• OBJECTIVE
Can you find the lines of the listing that include "Write" and copy every one?

• EXTRACTED INFORMATION
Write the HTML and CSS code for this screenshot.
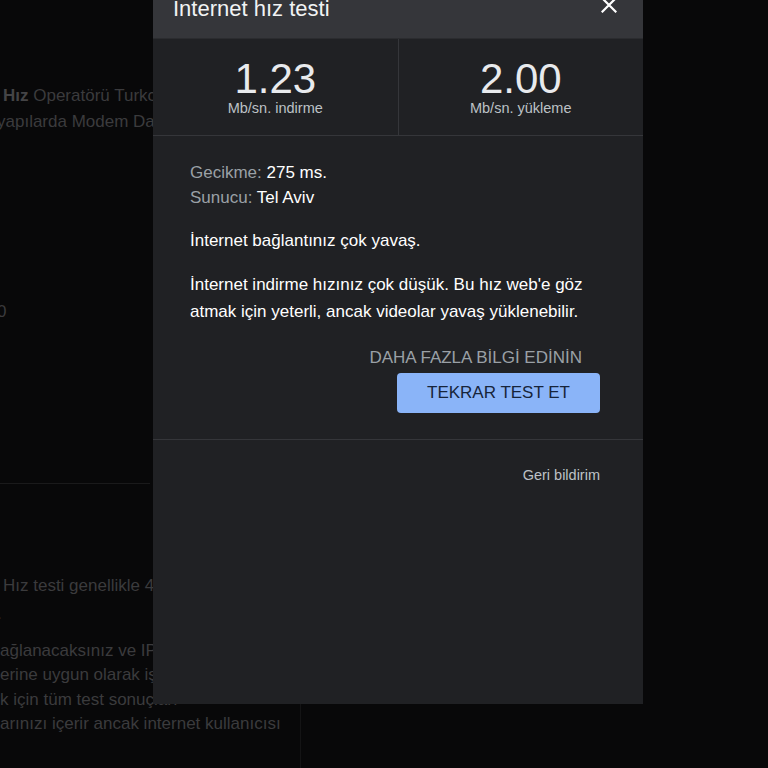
FILE: index.html
```html
<!DOCTYPE html>
<html lang="tr">
<head>
<meta charset="utf-8">
<title>Internet hız testi</title>
<link rel="stylesheet" href="styles.css">
</head>
<body>
<div class="page">
  <div class="bg-col">
    <div class="bg-block b1">
      <div class="ln"><b>Hız</b> Operatörü Turkcell Superonline Altyapısı</div>
      <div class="ln shift">yapılarda Modem Dahil Fiyat Bilgisi</div>
    </div>
    <div class="bg-block b2"><div class="ln shift">0</div></div>
    <div class="bg-rule"></div>
    <div class="bg-block b3">
      <div class="ln">Hız testi genellikle 40 saniyeden kısa sürer</div>
      <div class="ln shift">.</div>
    </div>
    <div class="bg-block b4">
      <div class="ln">ağlanacaksınız ve IP adresiniz paylaşılacaktır</div>
      <div class="ln">erine uygun olarak işlenecektir</div>
      <div class="ln">k için tüm test sonuçları</div>
      <div class="ln">arınızı içerir ancak internet kullanıcısı</div>
    </div>
  </div>

  <div class="dialog">
    <div class="dlg-head">
      <div class="dlg-title">Internet hız testi</div>
      <button class="close" aria-label="Kapat">
        <svg width="16" height="16" viewBox="0 0 16 16"><path d="M1.5 1.5 L14.5 14.5 M14.5 1.5 L1.5 14.5" stroke="#ffffff" stroke-width="2.2" stroke-linecap="square" fill="none"/></svg>
      </button>
    </div>
    <div class="stats">
      <div class="stat">
        <div class="num">1.23</div>
        <div class="unit">Mb/sn. indirme</div>
      </div>
      <div class="stat">
        <div class="num">2.00</div>
        <div class="unit">Mb/sn. yükleme</div>
      </div>
    </div>
    <div class="dlg-body">
      <div class="meta">
        <div><span class="lbl">Gecikme:</span> 275 ms.</div>
        <div><span class="lbl">Sunucu:</span> Tel Aviv</div>
      </div>
      <p class="msg">İnternet bağlantınız çok yavaş.</p>
      <p class="msg long">İnternet indirme hızınız çok düşük. Bu hız web'e göz atmak için yeterli, ancak videolar yavaş yüklenebilir.</p>
      <div class="actions">
        <a class="more">DAHA FAZLA BİLGİ EDİNİN</a>
        <button class="retry">TEKRAR TEST ET</button>
      </div>
    </div>
    <div class="dlg-foot">
      <a class="feedback">Geri bildirim</a>
    </div>
  </div>
</div>
</body>
</html>
```

FILE: styles.css
```css
* { box-sizing: border-box; }
html, body { margin: 0; padding: 0; }
body {
  background: #080809;
  font-family: "Liberation Sans", Arial, sans-serif;
}
.page {
  position: relative;
  width: 768px;
  height: 768px;
  overflow: hidden;
}

/* dimmed background page */
.bg-col {
  width: 301px;
  height: 768px;
  border-right: 1px solid #141415;
  display: flex;
  flex-direction: column;
  color: #3b3b3d;
  font-size: 17px;
  white-space: nowrap;
  overflow: hidden;
}
.bg-block .ln { padding-left: 3px; }
.bg-block .ln.shift { padding-left: 0; margin-left: -3px; }
.b1 { margin-top: 83px; line-height: 26px; }
.b1 b { color: #444446; }
.b2 { margin-top: 164px; line-height: 26px; }
.b2 .ln { margin-left: -5px; }
.bg-rule {
  margin-top: 158px;
  width: 150px;
  height: 1px;
  background: #1a1a1b;
}
.b3 { margin-top: 88px; line-height: 28px; }
.b4 { margin-top: 11px; line-height: 24.4px; }
.b4 .ln { padding-left: 0; }

/* dialog */
.dialog {
  position: absolute;
  left: 153px;
  top: -20px;
  width: 490px;
  height: 724px;
  background: #202124;
  display: flex;
  flex-direction: column;
  color: #e8eaed;
}
.dlg-head {
  height: 59px;
  background: #35363a;
  display: flex;
  align-items: flex-start;
  justify-content: space-between;
  padding: 16px 26px 0 20px;
  border-bottom: 1px solid #2b2c2f;
}
.dlg-title {
  font-size: 22px;
  line-height: 26px;
  color: #f1f3f4;
}
.close {
  background: none;
  border: 0;
  padding: 0;
  margin-top: 1px;
  width: 16px;
  height: 16px;
  display: flex;
}

.stats {
  display: flex;
  border-bottom: 1px solid #35363a;
}
.stat {
  flex: 1;
  text-align: center;
  padding: 18px 0 20px;
}
.stat + .stat { border-left: 1px solid #35363a; }
.num {
  font-size: 42px;
  line-height: 44px;
  color: #e8eaed;
}
.unit {
  font-size: 14.5px;
  line-height: 14px;
  color: #bdc1c6;
}

.dlg-body {
  padding: 24px 43px 26px 37px;
  font-size: 17px;
  border-bottom: 1px solid #35363a;
}
.meta { line-height: 25px; color: #ffffff; }
.lbl { color: #9aa0a6; }
.msg {
  margin: 18px 0 0;
  line-height: 25px;
  color: #ffffff;
}
.msg.long { line-height: 27px; }
.actions {
  display: flex;
  flex-direction: column;
  align-items: flex-end;
  margin-top: 23px;
}
.more {
  color: #9aa0a6;
  line-height: 20px;
  margin-right: 18px;
}
.retry {
  margin-top: 5px;
  width: 203px;
  height: 40px;
  background: #8ab4f8;
  border: 0;
  border-radius: 4px;
  font-family: "Liberation Sans", Arial, sans-serif;
  font-size: 17px;
  color: #17243a;
}
.dlg-foot {
  display: flex;
  justify-content: flex-end;
  padding: 26px 43px 0 0;
}
.feedback {
  font-size: 14.5px;
  line-height: 18px;
  color: #bdc1c6;
}
```
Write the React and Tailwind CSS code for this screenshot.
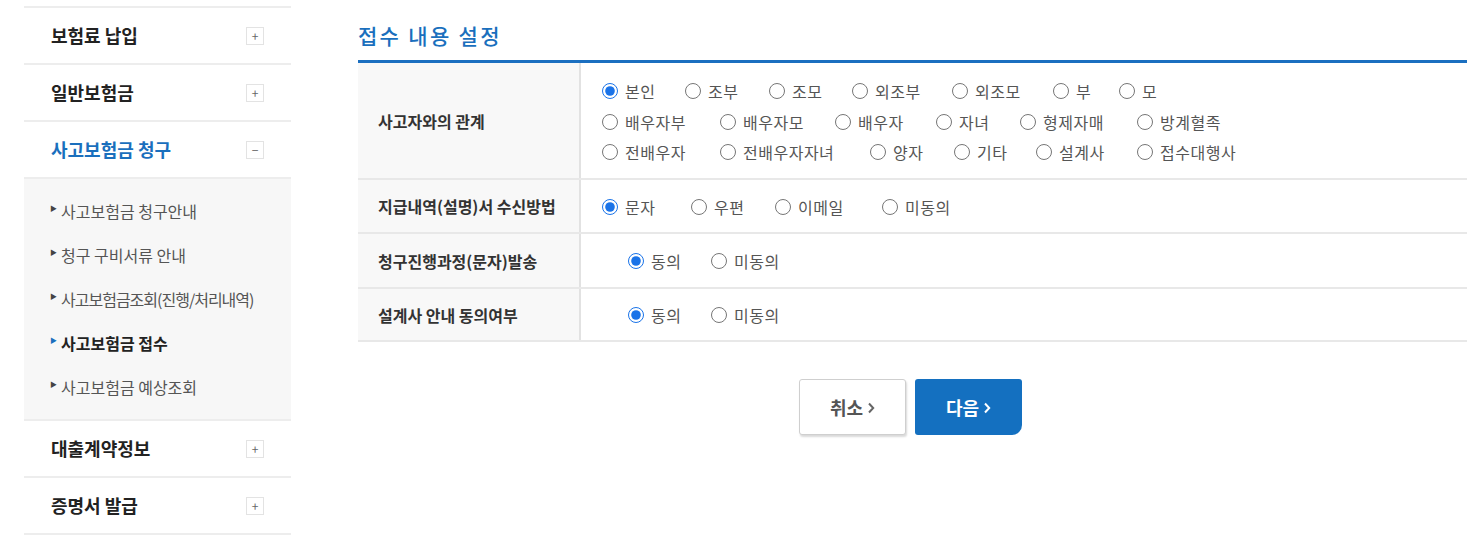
import React from 'react';

const font = { fontFamily: '"Noto Sans CJK KR", "Noto Sans", sans-serif' };

const menus = [
  { label: '보험료 납입' },
  { label: '일반보험금' },
  { label: '사고보험금 청구', open: true },
  { label: '대출계약정보' },
  { label: '증명서 발급' },
];

const subMenus = [
  { label: '사고보험금 청구안내' },
  { label: '청구 구비서류 안내' },
  { label: '사고보험금조회(진행/처리내역)', tight: true },
  { label: '사고보험금 접수', active: true },
  { label: '사고보험금 예상조회' },
];

// [label, slot width]
const relationRows = [
  [['본인', 'w-[83px]'], ['조부', 'w-[84px]'], ['조모', 'w-[83px]'], ['외조부', 'w-[100px]'], ['외조모', 'w-[101px]'], ['부', 'w-[66px]'], ['모', '']],
  [['배우자부', 'w-[118px]'], ['배우자모', 'w-[115px]'], ['배우자', 'w-[101px]'], ['자녀', 'w-[84px]'], ['형제자매', 'w-[117px]'], ['방계혈족', '']],
  [['전배우자', 'w-[118px]'], ['전배우자자녀', 'w-[150px]'], ['양자', 'w-[84px]'], ['기타', 'w-[82px]'], ['설계사', 'w-[101px]'], ['접수대행사', '']],
];

const Radio = ({ name, label, checked, slot = '' }) => (
  <label className={`inline-flex items-center shrink-0 text-[16px] tracking-[0.5px] text-[#555] whitespace-nowrap ${slot}`}>
    <input
      type="radio"
      name={name}
      defaultChecked={checked}
      className="m-0 mr-[7px] w-[16px] h-[16px] accent-[#1a73e8]"
    />
    {label}
  </label>
);

const ToggleBox = ({ open }) => (
  <span className="w-[18px] h-[18px] border border-[#e3e3e3] flex items-center justify-center text-[12px] leading-none text-[#666]">
    {open ? '−' : '+'}
  </span>
);

const Chevron = ({ color }) => (
  <svg width="8" height="12" viewBox="0 0 8 12" className="ml-[4px] mt-[1px]">
    <path d="M2 1.5 L6.2 6 L2 10.5" fill="none" stroke={color} strokeWidth="2" />
  </svg>
);

const Sidebar = () => (
  <div className="w-[267px] ml-[24px] mt-[6px] border-t-2 border-[#ededed]">
    {menus.map((m) => (
      <div key={m.label}>
        <div className="h-[57px] flex items-center justify-between pl-[27px] pr-[27px] border-b-2 border-[#ededed]">
          <span className={`text-[18px] font-bold ${m.open ? 'text-[#1a6fbd]' : 'text-[#222]'}`}>{m.label}</span>
          <ToggleBox open={m.open} />
        </div>
        {m.open && (
          <div className="bg-[#f7f7f7] pt-[10px] pb-[10px] border-b-2 border-[#ededed]">
            {subMenus.map((s) => (
              <div key={s.label} className="h-[44px] flex items-center pl-[26px]">
                <span className={`text-[7px] mr-[4px] -mt-[6px] ${s.active ? 'text-[#1a6fbd]' : 'text-[#444]'}`}>▶</span>
                <span
                  className={`text-[16px] ${s.active ? 'font-bold text-[#222]' : 'text-[#555]'} ${s.tight ? 'tracking-[-1px]' : ''}`}
                >
                  {s.label}
                </span>
              </div>
            ))}
          </div>
        )}
      </div>
    ))}
  </div>
);

const Row = ({ label, children, className = '' }) => (
  <div className={`flex border-b-2 border-[#e8e8e8] ${className}`}>
    <div className="w-[223px] shrink-0 bg-[#f8f8f8] border-r-2 border-[#e2e2e2] flex items-center pl-[20px] text-[16px] font-bold text-[#333]">
      {label}
    </div>
    <div className="flex-1 pl-[21px]">{children}</div>
  </div>
);

export default function App() {
  return (
    <div className="w-[1483px] h-[538px] bg-white flex overflow-hidden" style={font}>
      <Sidebar />
      <div className="ml-[67px] w-[1109px]">
        <h2 className="text-[21px] font-medium text-[#1a6fbd] h-[60px] flex items-center pt-[12px] tracking-[2.3px]">
          접수 내용 설정
        </h2>
        <div className="border-t-[3px] border-[#1b6fc0]">
          <Row label="사고자와의 관계" className="h-[117px]">
            <div className="h-full flex flex-col justify-center pt-[2px]">
              {relationRows.map((row, i) => (
                <div key={i} className="h-[30.5px] flex items-center">
                  {row.map(([r, slot], j) => (
                    <Radio key={r} name="relation" label={r} slot={slot} checked={i === 0 && j === 0} />
                  ))}
                </div>
              ))}
            </div>
          </Row>
          <Row label="지급내역(설명)서 수신방법" className="h-[54px]">
            <div className="h-full flex items-center pt-[2px]">
              <Radio name="receive" label="문자" slot="w-[89px]" checked />
              <Radio name="receive" label="우편" slot="w-[84px]" />
              <Radio name="receive" label="이메일" slot="w-[107px]" />
              <Radio name="receive" label="미동의" />
            </div>
          </Row>
          <Row label="청구진행과정(문자)발송" className="h-[55px]">
            <div className="h-full flex items-center pl-[26px] pt-[1px]">
              <Radio name="progress" label="동의" slot="w-[83px]" checked />
              <Radio name="progress" label="미동의" />
            </div>
          </Row>
          <Row label="설계사 안내 동의여부" className="h-[53px] border-[#c4c4c4]">
            <div className="h-full flex items-center pl-[26px] pt-[1px]">
              <Radio name="planner" label="동의" slot="w-[83px]" checked />
              <Radio name="planner" label="미동의" />
            </div>
          </Row>
        </div>
        <div className="flex justify-center gap-[9px] mt-[37px] pr-[4px]">
          <button className="w-[107px] h-[56px] bg-white border border-[#cfcfcf] rounded-[3px] shadow-[1px_2px_2px_rgba(0,0,0,0.15)] text-[18px] font-bold text-[#555] flex items-center justify-center">
            취소<Chevron color="#666" />
          </button>
          <button className="w-[107px] h-[56px] bg-[#1470c0] rounded-[3px] rounded-br-[10px] text-[18px] font-bold text-white flex items-center justify-center">
            다음<Chevron color="#fff" />
          </button>
        </div>
      </div>
    </div>
  );
}
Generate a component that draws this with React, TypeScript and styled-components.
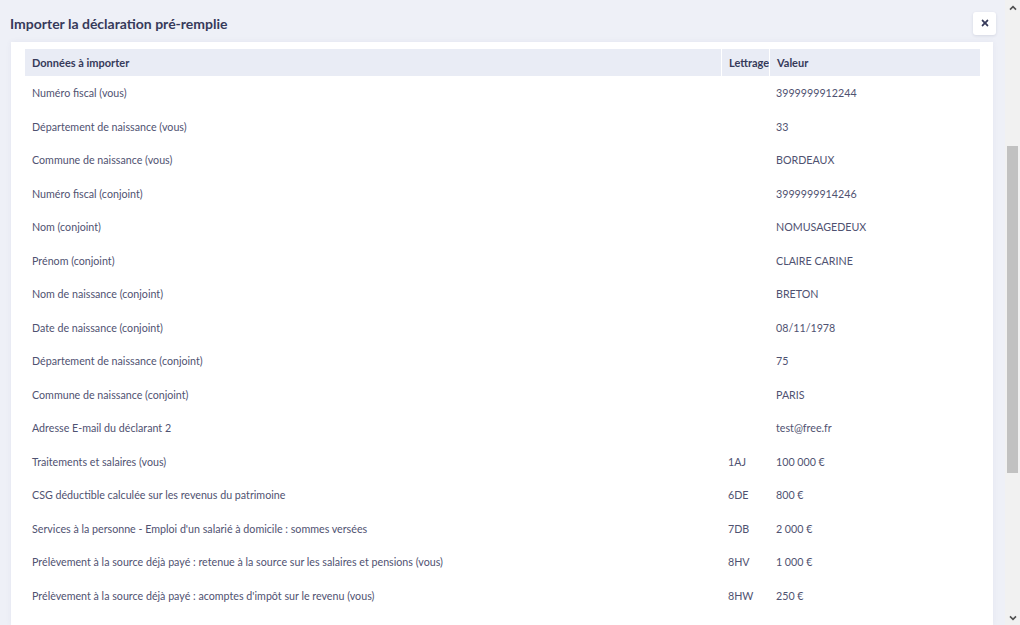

• RESPONSE TO THIS TASK
Write the HTML and CSS code for this screenshot.
Write the React and Tailwind CSS code for this screenshot.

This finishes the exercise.